(Prima parte)
Cosa fanno nel tempo libero i nostri ragazzi? Come impiegano le ore che non dedicano allo studio e alle altre attività organizzate? O – domanda più radicale – esiste ancora per i bambini e gli adolescenti una possibilità di tempo libero? O non è forse vero che ogni momento della giornata è scandito da occupazioni strutturate dagli adulti? Se le cose stanno così, i giovani rischiano di non poter sperimentare quello stare fermi, quell’ozio, finanche quella noia, che però, secondo gli esperti, sono alla base della crescita e della maturazione.
Abbiamo sentito il parere di alcuni scrittori che uniscono alla loro attività letteraria quella di insegnanti, in diversi ordini di scuola. La loro è una posizione privilegiata: sia come osservatori che guardano la realtà giovanile da un punto di osservazione ravvicinato (la scuola), sia come autori di libri che affrontano la società contemporanea a partire da un’attenta riflessione. Nessuno di loro sembra scandalizzarsi per il fatto che, come essi stessi riconoscono, i loro studenti in genere non annoverino la lettura tra i propri passatempi preferiti. Tuttavia, a parte questo atteggiamento in comune, i loro pareri sono piuttosto variegati.

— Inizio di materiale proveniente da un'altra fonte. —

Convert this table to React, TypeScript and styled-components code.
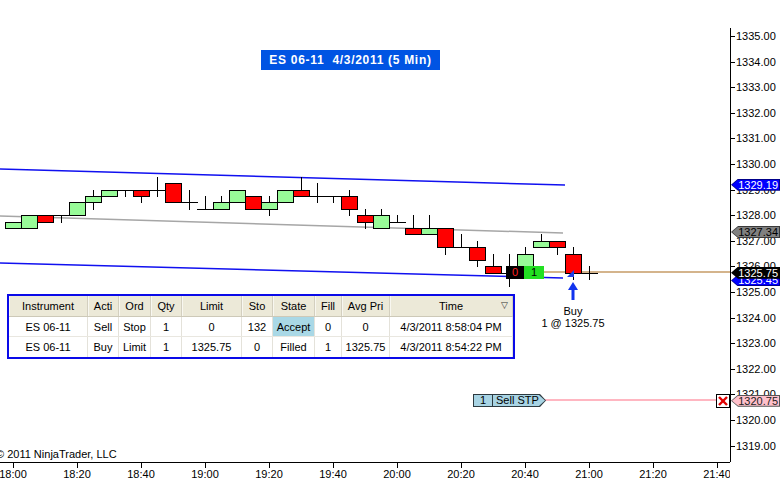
import React from "react";
import styled, { createGlobalStyle } from "styled-components";

const GlobalStyle = createGlobalStyle`
  html, body {
    margin: 0;
    padding: 0;
    background: #ffffff;
  }
  body {
    font-family: "Liberation Sans", Arial, sans-serif;
    font-size: 11px;
    color: #000;
  }
`;

// price/time scale of the chart
const yOf = (p: number) => 292 - (p - 1325) * 25.6;
const xOf = (k: number) => 13 + 16 * k;

// [open, high, low, close] per 5 min bar starting 18:00
const bars: [number, number, number, number][] = [
  [1327.5, 1327.75, 1327.5, 1327.75],
  [1327.5, 1328.0, 1327.5, 1328.0],
  [1328.0, 1328.0, 1327.75, 1327.75],
  [1328.0, 1328.0, 1327.75, 1328.0],
  [1328.0, 1328.5, 1328.0, 1328.5],
  [1328.5, 1329.0, 1328.25, 1328.75],
  [1328.75, 1329.0, 1328.75, 1329.0],
  [1329.0, 1329.0, 1328.75, 1329.0],
  [1329.0, 1329.0, 1328.5, 1328.75],
  [1329.0, 1329.5, 1328.75, 1329.0],
  [1329.25, 1329.25, 1328.5, 1328.5],
  [1328.5, 1329.0, 1328.25, 1328.5],
  [1328.25, 1328.75, 1328.25, 1328.25],
  [1328.25, 1328.75, 1328.25, 1328.5],
  [1328.5, 1329.0, 1328.5, 1329.0],
  [1328.75, 1328.75, 1328.25, 1328.25],
  [1328.25, 1328.75, 1328.0, 1328.5],
  [1328.5, 1329.0, 1328.5, 1329.0],
  [1329.0, 1329.5, 1328.75, 1328.75],
  [1328.75, 1329.25, 1328.5, 1328.75],
  [1328.75, 1328.75, 1328.5, 1328.75],
  [1328.75, 1329.0, 1328.0, 1328.25],
  [1328.0, 1328.25, 1327.5, 1327.75],
  [1327.5, 1328.25, 1327.5, 1328.0],
  [1327.75, 1328.0, 1327.75, 1327.75],
  [1327.5, 1328.0, 1327.25, 1327.25],
  [1327.25, 1328.0, 1327.25, 1327.5],
  [1327.5, 1327.5, 1326.5, 1326.75],
  [1326.75, 1327.25, 1326.75, 1326.75],
  [1326.75, 1327.0, 1326.0, 1326.25],
  [1326.0, 1326.5, 1325.75, 1325.75],
  [1325.75, 1326.5, 1325.25, 1325.75],
  [1326.0, 1326.75, 1326.0, 1326.5],
  [1326.75, 1327.25, 1326.75, 1327.0],
  [1327.0, 1327.0, 1326.5, 1326.75],
  [1326.5, 1326.75, 1325.5, 1325.75],
  [1325.75, 1326.0, 1325.5, 1325.75],
];

const priceTicks = Array.from({ length: 17 }, (_, i) => 1335 - i);
const timeTicks = ["18:00", "18:20", "18:40", "19:00", "19:20", "19:40", "20:00", "20:20", "20:40", "21:00", "21:20", "21:40"];

const orders = [
  { inst: "ES 06-11", act: "Sell", ord: "Stop", qty: "1", limit: "0", stop: "132", state: "Accept", fill: "0", avg: "0", time: "4/3/2011 8:58:04 PM", hot: true },
  { inst: "ES 06-11", act: "Buy", ord: "Limit", qty: "1", limit: "1325.75", stop: "0", state: "Filled", fill: "1", avg: "1325.75", time: "4/3/2011 8:54:22 PM", hot: false },
];

const Frame = styled.div`
  width: 784px;
  height: 487px;
  display: grid;
  grid-template-columns: 730px 54px;
  grid-template-rows: 462px 25px;
  overflow: hidden;
  background: #fff;
`;

const Plot = styled.div`
  position: relative;
  overflow: hidden;
`;

const PlotSvg = styled.svg`
  display: block;
`;

const Title = styled.div`
  position: absolute;
  left: 261px;
  top: 50px;
  width: 179px;
  height: 20px;
  background: #0054e3;
  color: #fff;
  font-weight: bold;
  font-size: 12px;
  letter-spacing: 0.7px;
  white-space: pre;
  display: flex;
  align-items: center;
  justify-content: center;
`;

const Copyright = styled.div`
  position: absolute;
  left: -4px;
  bottom: 1px;
  font-size: 11px;
  line-height: 13px;
`;

const COLS = "79px 31px 32px 31px 60px 31px 42px 27px 48px 123px";

const OrdersTable = styled.div`
  position: absolute;
  left: 7px;
  top: 294px;
  border: 2px solid #0a0ae8;
  background: #fff;
`;

const HeadRow = styled.div`
  display: grid;
  grid-template-columns: ${COLS};
  height: 21px;
  box-sizing: border-box;
  background: #ece9d8;
  border-bottom: 1px solid #cdc9b8;
`;

const HeadCell = styled.div`
  position: relative;
  display: flex;
  align-items: center;
  justify-content: center;
  border-right: 1px solid #d3cfbf;
  box-shadow: inset 1px 0 #f8f7f0;
  white-space: nowrap;
  overflow: hidden;
`;

const SortMark = styled.span`
  position: absolute;
  right: 4px;
  top: 4px;
  font-size: 9px;
  color: #333;
`;

const BodyRow = styled.div`
  display: grid;
  grid-template-columns: ${COLS};
  height: 20px;
  box-sizing: border-box;
  border-bottom: 1px solid #e9e7e0;
  &:last-child {
    border-bottom: none;
  }
`;

const BodyCell = styled.div<{ $hot?: boolean }>`
  display: flex;
  align-items: center;
  justify-content: center;
  border-right: 1px solid #e4e2da;
  background: ${(p) => (p.$hot ? "#a9d8e6" : "#fff")};
  white-space: nowrap;
  overflow: hidden;
`;

const FillBox = styled.div`
  position: absolute;
  left: 506px;
  top: 266px;
  height: 13px;
  display: flex;
  font-size: 11px;
  line-height: 13px;
`;

const FillCell = styled.div<{ $bg: string; $fg: string; $w: number }>`
  width: ${(p) => p.$w}px;
  background: ${(p) => p.$bg};
  color: ${(p) => p.$fg};
  text-align: center;
`;

const BuyNote = styled.div`
  position: absolute;
  left: 533px;
  top: 305px;
  width: 80px;
  text-align: center;
  font-size: 11px;
  line-height: 12px;
`;

const OrderTag = styled.div`
  position: absolute;
  left: 473px;
  top: 394px;
  width: 73px;
  height: 13px;
  background: #2d3a40;
  clip-path: polygon(0 0, calc(100% - 6px) 0, 100% 50%, calc(100% - 6px) 100%, 0 100%);
`;

const OrderTagInner = styled.div`
  position: absolute;
  inset: 1px;
  display: flex;
  background: #a8d4e4;
  clip-path: polygon(0 0, calc(100% - 6px) 0, 100% 50%, calc(100% - 6px) 100%, 0 100%);
  font-size: 11px;
  line-height: 11px;
`;

const TagQty = styled.div`
  width: 18px;
  text-align: center;
  border-right: 1px solid #2d3a40;
`;

const TagText = styled.div`
  padding-left: 3px;
`;

const CancelBox = styled.div`
  position: absolute;
  left: 716px;
  top: 394px;
  width: 12px;
  height: 12px;
  border: 1px solid #000;
  background: #fff;
  display: flex;
  align-items: center;
  justify-content: center;
`;

const PriceAxis = styled.div`
  position: relative;
  overflow: hidden;
`;

const Spine = styled.div`
  margin-top: 28px;
  height: 434px;
  border-left: 1px solid #000;
`;

const PriceTick = styled.div`
  position: absolute;
  left: 0;
  width: 5px;
  height: 1px;
  background: #000;
`;

const PriceLabel = styled.div`
  position: absolute;
  left: 6px;
  font-size: 11px;
  line-height: 13px;
`;

const Marker = styled.div<{ $edge: string }>`
  position: absolute;
  left: 1px;
  width: 49px;
  height: 12px;
  background: ${(p) => p.$edge};
  clip-path: polygon(0 50%, 7px 0, 100% 0, 100% 100%, 7px 100%);
`;

const MarkerInner = styled.div<{ $bg: string; $fg: string }>`
  position: absolute;
  inset: 1px;
  background: ${(p) => p.$bg};
  color: ${(p) => p.$fg};
  clip-path: polygon(0 50%, 6px 0, 100% 0, 100% 100%, 6px 100%);
  font-size: 11px;
  line-height: 10px;
  text-align: right;
  padding-right: 1px;
`;

const TimeAxis = styled.div`
  position: relative;
  border-top: 1px solid #000;
  overflow: hidden;
`;

const TimeTick = styled.div`
  position: absolute;
  top: 0;
  width: 1px;
  height: 5px;
  background: #000;
`;

const TimeLabel = styled.div`
  position: absolute;
  top: 5px;
  width: 40px;
  margin-left: -20px;
  text-align: center;
  font-size: 11px;
  line-height: 13px;
`;

const Corner = styled.div``;

function Candle({ k, bar }: { k: number; bar: [number, number, number, number] }) {
  const [o, h, l, c] = bar;
  const x = xOf(k);
  const top = Math.round(yOf(Math.max(o, c)));
  const bot = Math.round(yOf(Math.min(o, c)));
  const yh = Math.round(yOf(h));
  const yl = Math.round(yOf(l));
  return (
    <g>
      {yh !== yl && <line x1={x + 0.5} x2={x + 0.5} y1={yh} y2={yl + 1} stroke="#000" />}
      {o === c ? (
        <line x1={x - 8} x2={x + 9} y1={top + 0.5} y2={top + 0.5} stroke="#000" />
      ) : (
        <rect
          x={x - 7.5}
          y={top + 0.5}
          width={16}
          height={bot - top}
          fill={c > o ? "#98fb98" : "#ff0000"}
          stroke="#000"
        />
      )}
    </g>
  );
}

function PriceMarker({ price, text, edge, bg, fg }: { price: number; text: string; edge: string; bg: string; fg: string }) {
  return (
    <Marker $edge={edge} style={{ top: yOf(price) - 6 }}>
      <MarkerInner $bg={bg} $fg={fg}>{text}</MarkerInner>
    </Marker>
  );
}

export default function App() {
  return (
    <>
      <GlobalStyle />
      <Frame>
        <Plot>
          <PlotSvg width={730} height={462} viewBox="0 0 730 462" shapeRendering="crispEdges">
            <line x1={0} y1={169} x2={565} y2={185} stroke="#1010f0" strokeWidth={1.5} shapeRendering="auto" />
            <line x1={0} y1={216} x2={563} y2={233} stroke="#a6a6a6" strokeWidth={1.5} shapeRendering="auto" />
            <line x1={0} y1={263} x2={563} y2={278} stroke="#1010f0" strokeWidth={1.5} shapeRendering="auto" />
            <line x1={544} y1={271.5} x2={730} y2={271.5} stroke="#d4b48c" strokeWidth={2} />
            <line x1={545} y1={400} x2={716} y2={400} stroke="#ffb6c1" strokeWidth={2} />
            {bars.map((b, k) => (
              <Candle key={k} k={k} bar={b} />
            ))}
            <polygon points="567,277 574,270 574,277" fill="#1f3fe8" shapeRendering="auto" />
            <polygon
              points="573,282 568,290 571.5,290 571.5,300 574.5,300 574.5,290 578,290"
              fill="#1133ee"
              shapeRendering="auto"
            />
          </PlotSvg>

          <Title>{"ES 06-11  4/3/2011 (5 Min)"}</Title>

          <FillBox>
            <FillCell $bg="#000" $fg="#ff2020" $w={18}>0</FillCell>
            <FillCell $bg="#22e022" $fg="#000" $w={20}>1</FillCell>
          </FillBox>

          <BuyNote>
            Buy
            <br />1 @ 1325.75
          </BuyNote>

          <OrdersTable>
            <HeadRow>
              <HeadCell>Instrument</HeadCell>
              <HeadCell>Acti</HeadCell>
              <HeadCell>Ord</HeadCell>
              <HeadCell>Qty</HeadCell>
              <HeadCell>Limit</HeadCell>
              <HeadCell>Sto</HeadCell>
              <HeadCell>State</HeadCell>
              <HeadCell>Fill</HeadCell>
              <HeadCell>Avg Pri</HeadCell>
              <HeadCell>
                Time<SortMark>▽</SortMark>
              </HeadCell>
            </HeadRow>
            {orders.map((o) => (
              <BodyRow key={o.time}>
                <BodyCell>{o.inst}</BodyCell>
                <BodyCell>{o.act}</BodyCell>
                <BodyCell>{o.ord}</BodyCell>
                <BodyCell>{o.qty}</BodyCell>
                <BodyCell>{o.limit}</BodyCell>
                <BodyCell>{o.stop}</BodyCell>
                <BodyCell $hot={o.hot}>{o.state}</BodyCell>
                <BodyCell>{o.fill}</BodyCell>
                <BodyCell>{o.avg}</BodyCell>
                <BodyCell>{o.time}</BodyCell>
              </BodyRow>
            ))}
          </OrdersTable>

          <OrderTag>
            <OrderTagInner>
              <TagQty>1</TagQty>
              <TagText>Sell STP</TagText>
            </OrderTagInner>
          </OrderTag>

          <CancelBox>
            <svg width="10" height="10" viewBox="0 0 10 10">
              <line x1="1" y1="1" x2="9" y2="9" stroke="#e00000" strokeWidth="2.4" />
              <line x1="9" y1="1" x2="1" y2="9" stroke="#e00000" strokeWidth="2.4" />
            </svg>
          </CancelBox>

          <Copyright>© 2011 NinjaTrader, LLC</Copyright>
        </Plot>

        <PriceAxis>
          <Spine />
          {priceTicks.map((p) => (
            <React.Fragment key={p}>
              <PriceTick style={{ top: Math.round(yOf(p)) }} />
              <PriceLabel style={{ top: Math.round(yOf(p)) - 6 }}>{p.toFixed(2)}</PriceLabel>
            </React.Fragment>
          ))}
          <PriceMarker price={1329.19} text="1329.19" edge="#00008a" bg="#0000ff" fg="#fff" />
          <PriceMarker price={1327.34} text="1327.34" edge="#3a3a3a" bg="#808080" fg="#000" />
          <PriceMarker price={1325.45} text="1325.45" edge="#00008a" bg="#0000ff" fg="#fff" />
          <PriceMarker price={1325.75} text="1325.75" edge="#000" bg="#000" fg="#fff" />
          <PriceMarker price={1320.75} text="1320.75" edge="#555" bg="#ffc0cb" fg="#222" />
        </PriceAxis>

        <TimeAxis>
          {timeTicks.map((t, i) => (
            <React.Fragment key={t}>
              <TimeTick style={{ left: 13 + 64 * i }} />
              <TimeLabel style={{ left: 13 + 64 * i }}>{t}</TimeLabel>
            </React.Fragment>
          ))}
        </TimeAxis>
        <Corner />
      </Frame>
    </>
  );
}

Iniziamo con Arnaldo Colasanti, docente in un istituto professionale di Roma, saggista e critico letterario, che nel mondo della scuola ha ambientato il suo primo, e finora unico, romanzo. Colasanti affronta il problema a partire da una distinzione di classe sociale: "Direi che i miei studenti si dividono in due gruppi: quelli provenienti da famiglie più benestanti, che in genere lo occupano con le svariate attività sportive, e i figli delle famiglie più popolari, i quali invece vivono i pomeriggi in maniera piuttosto passiva: 15-20 minuti per i compiti (non di più), Tv o PlayStation, in attesa dell’ora della passeggiata serale con gli amici del quartiere". Lo scrittore romano spinge poi a un paradosso: "Quasi potremmo dire che il vero tempo libero è per gli studenti proprio quello della scuola. Vedo che vivono la scuola come l’affrancamento dal controllo dei genitori. Noi insegnanti in fondo, non rappresentiamo che la crisi dell’autorità. La scuola, poi, spesso fornisce ai ragazzi l’unica occasione di aggregazione".
Anche Andrea Demarchi che insegna in un liceo di Caluso (To), sottolinea il vuoto culturale che caratterizza le giornate degli adolescenti: "Quello che mi ha colpito, parlando con i miei studenti, è che attività anche solo altamente culturali, come andare, non dico a vedere una mostra, ma al cinema o a un concerto, non sono per nulla praticate. Ma questa forse è la realtà di provincia, che si segnala per un isolamento interrotto solo apparentemente da una vita aggregativa in luoghi dispersivi, come il bar o la piazzetta del paese".
Al contrario dell’esperienza di Demarchi, Bianca Lavarelli, docente in un istituto professionale di Vigevano (PV), testimonia un impiego costruttivo del tempo dei suoi ragazzi, per esempio l’impegno nelle attività di volontariato: "Qualche collega un po’ sospettoso sostiene che i ragazzi fanno volontariato perché dà punteggio ai fini del credito formativo da presentare all’esame di maturità. Eppure io sono convinta che questo spendersi degli studenti a favore dei più deboli, dai bambini agli anziani ai portatori di handicap, testimoni una generosità e una capacità di mettersi in gioco molto belle. È un modo per crescere, per aprirsi verso l’esterno.